Quantity for 1 Quart.

  • 1½ lbs. of sweet-sour apples
  • ¾ Qt. of water
  • 1 tbsp. of lemon juice
  • ⅛ lb. of sugar
  • ¾ pt. of white wine

Preparation: Clean away the bud-end of the apples, cut the fruit into pieces and boil slowly in the ¾ quart of water until quite soft; after cooking, rub through a thin cloth, add the white wine, sugar and lemon juice. Serve this beverage either hot or cold.


No. 63—WATER WITH LEMON JUICE

Quantity for 1 Quart.

  • 1 qt. of water
  • Rind of 1 lemon
  • 1 cupful of sugar
  • 4 tbsps. of sherry wine

Preparation: Put the thinly pared rind of a lemon into boiling water and cover. When cold, pass through a sieve and mix into it the sugar and sherry.

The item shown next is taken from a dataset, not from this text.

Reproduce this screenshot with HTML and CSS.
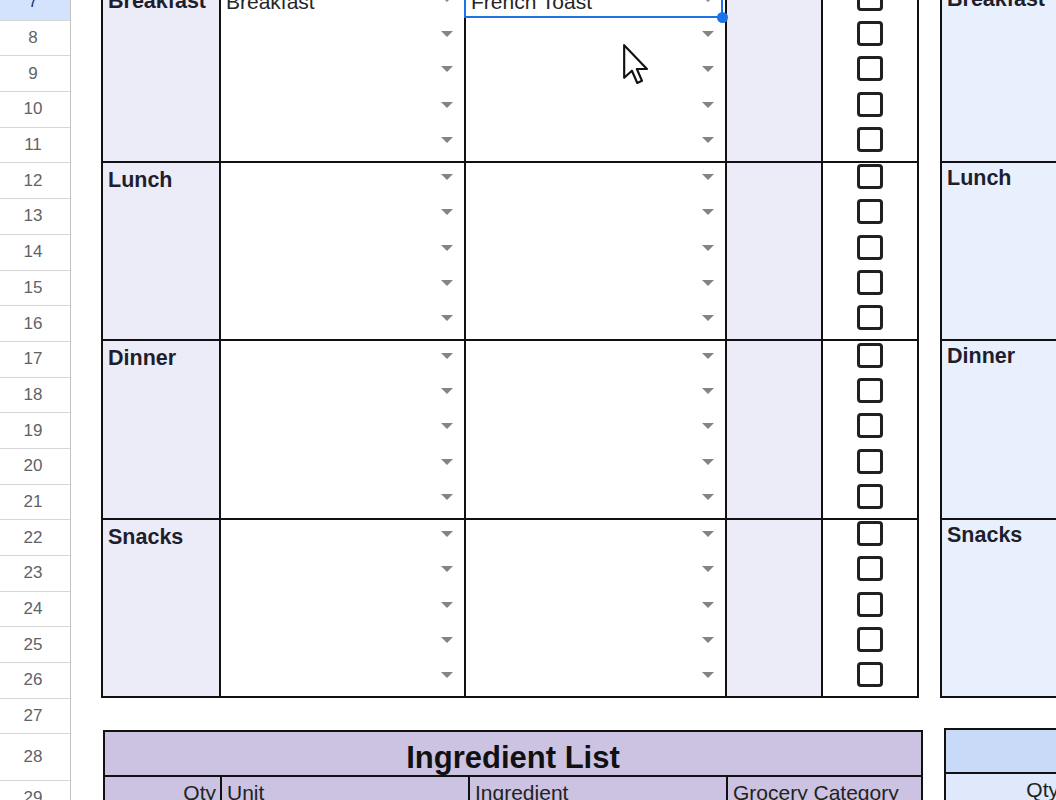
FILE: index.html
```html
<!DOCTYPE html>
<html>
<head>
<meta charset="utf-8">
<link rel="stylesheet" href="styles.css">
</head>
<body>
<div class="app">
  <div class="rowheads">
    <div class="rh sel">7</div>
    <div class="rh">8</div>
    <div class="rh">9</div>
    <div class="rh">10</div>
    <div class="rh">11</div>
    <div class="rh">12</div>
    <div class="rh">13</div>
    <div class="rh">14</div>
    <div class="rh">15</div>
    <div class="rh">16</div>
    <div class="rh">17</div>
    <div class="rh">18</div>
    <div class="rh">19</div>
    <div class="rh">20</div>
    <div class="rh">21</div>
    <div class="rh">22</div>
    <div class="rh">23</div>
    <div class="rh">24</div>
    <div class="rh">25</div>
    <div class="rh">26</div>
    <div class="rh">27</div>
    <div class="rh tall">28</div>
    <div class="rh">29</div>
  </div>

  <div class="canvas">
    <div class="top">
      <div class="plan">
        <!-- Breakfast -->
        <div class="meal">Breakfast</div>
        <div class="dd">
          <div class="ddrow"><span class="val">Breakfast</span><i class="arrow"></i></div>
          <div class="ddrow"><i class="arrow"></i></div>
          <div class="ddrow"><i class="arrow"></i></div>
          <div class="ddrow"><i class="arrow"></i></div>
          <div class="ddrow"><i class="arrow"></i></div>
        </div>
        <div class="dd">
          <div class="ddrow"><span class="val">French Toast</span><i class="arrow"></i><div class="selbox"><span class="handle"></span></div></div>
          <div class="ddrow"><i class="arrow"></i></div>
          <div class="ddrow"><i class="arrow"></i></div>
          <div class="ddrow"><i class="arrow"></i></div>
          <div class="ddrow"><i class="arrow"></i></div>
        </div>
        <div class="note"></div>
        <div class="checks">
          <div class="ck"><span class="box"></span></div>
          <div class="ck"><span class="box"></span></div>
          <div class="ck"><span class="box"></span></div>
          <div class="ck"><span class="box"></span></div>
          <div class="ck"><span class="box"></span></div>
        </div>

        <!-- Lunch -->
        <div class="meal">Lunch</div>
        <div class="dd">
          <div class="ddrow"><i class="arrow"></i></div>
          <div class="ddrow"><i class="arrow"></i></div>
          <div class="ddrow"><i class="arrow"></i></div>
          <div class="ddrow"><i class="arrow"></i></div>
          <div class="ddrow"><i class="arrow"></i></div>
        </div>
        <div class="dd">
          <div class="ddrow"><i class="arrow"></i></div>
          <div class="ddrow"><i class="arrow"></i></div>
          <div class="ddrow"><i class="arrow"></i></div>
          <div class="ddrow"><i class="arrow"></i></div>
          <div class="ddrow"><i class="arrow"></i></div>
        </div>
        <div class="note"></div>
        <div class="checks">
          <div class="ck"><span class="box"></span></div>
          <div class="ck"><span class="box"></span></div>
          <div class="ck"><span class="box"></span></div>
          <div class="ck"><span class="box"></span></div>
          <div class="ck"><span class="box"></span></div>
        </div>

        <!-- Dinner -->
        <div class="meal">Dinner</div>
        <div class="dd">
          <div class="ddrow"><i class="arrow"></i></div>
          <div class="ddrow"><i class="arrow"></i></div>
          <div class="ddrow"><i class="arrow"></i></div>
          <div class="ddrow"><i class="arrow"></i></div>
          <div class="ddrow"><i class="arrow"></i></div>
        </div>
        <div class="dd">
          <div class="ddrow"><i class="arrow"></i></div>
          <div class="ddrow"><i class="arrow"></i></div>
          <div class="ddrow"><i class="arrow"></i></div>
          <div class="ddrow"><i class="arrow"></i></div>
          <div class="ddrow"><i class="arrow"></i></div>
        </div>
        <div class="note"></div>
        <div class="checks">
          <div class="ck"><span class="box"></span></div>
          <div class="ck"><span class="box"></span></div>
          <div class="ck"><span class="box"></span></div>
          <div class="ck"><span class="box"></span></div>
          <div class="ck"><span class="box"></span></div>
        </div>

        <!-- Snacks -->
        <div class="meal">Snacks</div>
        <div class="dd">
          <div class="ddrow"><i class="arrow"></i></div>
          <div class="ddrow"><i class="arrow"></i></div>
          <div class="ddrow"><i class="arrow"></i></div>
          <div class="ddrow"><i class="arrow"></i></div>
          <div class="ddrow"><i class="arrow"></i></div>
        </div>
        <div class="dd">
          <div class="ddrow"><i class="arrow"></i></div>
          <div class="ddrow"><i class="arrow"></i></div>
          <div class="ddrow"><i class="arrow"></i></div>
          <div class="ddrow"><i class="arrow"></i></div>
          <div class="ddrow"><i class="arrow"></i></div>
        </div>
        <div class="note"></div>
        <div class="checks">
          <div class="ck"><span class="box"></span></div>
          <div class="ck"><span class="box"></span></div>
          <div class="ck"><span class="box"></span></div>
          <div class="ck"><span class="box"></span></div>
          <div class="ck"><span class="box"></span></div>
        </div>
      </div>

      <div class="plan2">
        <div class="meal2">Breakfast</div>
        <div class="meal2">Lunch</div>
        <div class="meal2">Dinner</div>
        <div class="meal2">Snacks</div>
      </div>
    </div>

    <div class="ing">
      <div class="ingL">
        <div class="ingtitle">Ingredient List</div>
        <div class="inghead">
          <div class="qty">Qty</div>
          <div>Unit</div>
          <div>Ingredient</div>
          <div class="last">Grocery Category</div>
        </div>
      </div>
      <div class="ingR">
        <div class="ingtitle2"></div>
        <div class="inghead2">
          <div class="qty">Qty</div>
          <div></div>
        </div>
      </div>
    </div>
  </div>
</div>

<svg class="cursor" width="28" height="43" viewBox="0 0 13 20">
  <path d="M1 1 L1 16.2 L4.6 12.9 L7.1 18.6 L9.3 17.6 L6.9 12.1 L11.6 12.1 Z" fill="#fff" stroke="#111" stroke-width="1" stroke-linejoin="round"/>
</svg>
</body>
</html>
```

FILE: styles.css
```css
* { box-sizing: border-box; }
html, body { margin: 0; padding: 0; }
body {
  width: 1056px;
  height: 800px;
  overflow: hidden;
  background: #ffffff;
  font-family: "Liberation Sans", Arial, sans-serif;
  position: relative;
  color: #202124;
}

.app {
  display: flex;
  margin-top: -15px;
}

.rowheads {
  width: 71px;
  flex: none;
  border-right: 1px solid #c4c4c4;
}
.rh {
  height: 35.7px;
  border-bottom: 1px solid #d6d6d6;
  display: flex;
  align-items: center;
  justify-content: center;
  font-size: 17px;
  color: #5f6368;
  padding-right: 4px;
}
.rh.sel { background: #d3e3fd; color: #1f3a6b; }
.rh.tall { height: 46.3px; }

.canvas {
  margin-left: 30px;
  margin-top: -3px;
  flex: 1;
  min-width: 0;
}

.top {
  display: flex;
  gap: 21px;
}

.plan {
  flex: none;
  display: grid;
  grid-template-columns: 118px 245px 261px 96px 96px;
  grid-auto-rows: 178.5px;
  border-left: 2px solid #111;
  border-top: 2px solid #111;
}
.plan > div {
  border-right: 2px solid #111;
  border-bottom: 2px solid #111;
}

.meal {
  background: #ecebf8;
  padding: 5px 5px;
  font-weight: bold;
  font-size: 21.5px;
  color: #1e1e2c;
}
.note { background: #ecebf8; }

.dd {
  display: flex;
  flex-direction: column;
}
.ddrow {
  flex: 1;
  position: relative;
  display: flex;
  align-items: center;
  padding: 0 11px 0 5px;
  font-size: 21px;
  color: #262626;
}
.val { white-space: nowrap; }
.arrow {
  margin-left: auto;
  margin-top: -6px;
  width: 0;
  height: 0;
  border-left: 6.5px solid transparent;
  border-right: 6.5px solid transparent;
  border-top: 6px solid #848484;
}

.selbox {
  position: absolute;
  left: -2px;
  right: 2px;
  top: -22px;
  bottom: 1px;
  border: 2px solid #1a73e8;
}
.handle {
  position: absolute;
  right: -7px;
  bottom: -7px;
  width: 11px;
  height: 11px;
  border-radius: 50%;
  background: #1a73e8;
}

.checks {
  display: flex;
  flex-direction: column;
}
.ck {
  flex: 1;
  display: flex;
  align-items: center;
  justify-content: center;
}
.box {
  width: 26px;
  height: 25px;
  margin-top: -7px;
  border: 3px solid #202020;
  border-radius: 4px;
  background: #fff;
}

.plan2 {
  flex: 1;
  min-width: 0;
  border-left: 2px solid #111;
  border-top: 2px solid #111;
  display: flex;
  flex-direction: column;
}
.meal2 {
  height: 178.5px;
  border-bottom: 2px solid #111;
  background: #e8f0fe;
  padding: 3px 5px;
  font-weight: bold;
  font-size: 21.5px;
  color: #1e1e2c;
}

.ing {
  display: flex;
  gap: 21px;
  margin-top: 32px;
}
.ingL {
  flex: none;
  width: 820px;
  margin-left: 2px;
  border: 2px solid #111;
  border-bottom: none;
  background: #cbc3e1;
}
.ingtitle {
  height: 45px;
  border-bottom: 2px solid #111;
  text-align: center;
  font-weight: bold;
  font-size: 31px;
  line-height: 43px;
  padding-top: 4px;
  color: #111;
}
.inghead {
  display: grid;
  grid-template-columns: 117px 248px 258px 1fr;
  height: 40px;
}
.inghead > div {
  border-right: 2px solid #111;
  padding: 4px 5px;
  font-size: 21px;
  white-space: nowrap;
  overflow: hidden;
  color: #222;
}
.inghead > div.last { border-right: none; }
.inghead .qty { text-align: right; padding-right: 4px; }

.ingR {
  flex: 1;
  min-width: 0;
  margin-top: -2px;
  border-left: 2px solid #111;
  border-top: 2px solid #111;
  background: #c9daf8;
}
.ingtitle2 {
  height: 44px;
  border-bottom: 2px solid #111;
}
.inghead2 {
  display: grid;
  grid-template-columns: 119px 1fr;
  height: 40px;
  background: #dfe9fb;
}
.inghead2 > div {
  padding: 4px 4px;
  font-size: 21px;
  white-space: nowrap;
  color: #222;
}
.inghead2 .qty { text-align: right; border-right: 2px solid #111; }

.cursor {
  position: absolute;
  left: 622px;
  top: 43px;
}
```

The following Recipe belongs under Chapter 8 and is an omission from page 151:


No. 61—SALMON STEAK.

Quantity for 6 Persons.

  • 2½–3 lbs. of salmon in 6 slices
  • 9 tsps. of lemon juice
  • 2 medium sized onions
  • 1 bunch of parsley
  • Pepper
  • 12 tbsps. of fine oil
  • Salt

Preparation: The steaks should be cut in 6 neat medium sized pieces from the middle of the fish, sprinkle with salt and pepper, pour 1½ tablespoonfuls of lemon juice on each steak, the onion must be thinly sliced, and the slices put on the steaks, also the parsley; then spread 1 tablespoonful of oil on each steak and let them lie for 1½ hours; get cooking utensil very hot, then remove the onions and parsley from each slice of fish, spread another tablespoonful of oil on each and broil for 5 minutes. Serve on a hot platter and garnish with lemon slices and parsley. An olive sauce should be served with this dish.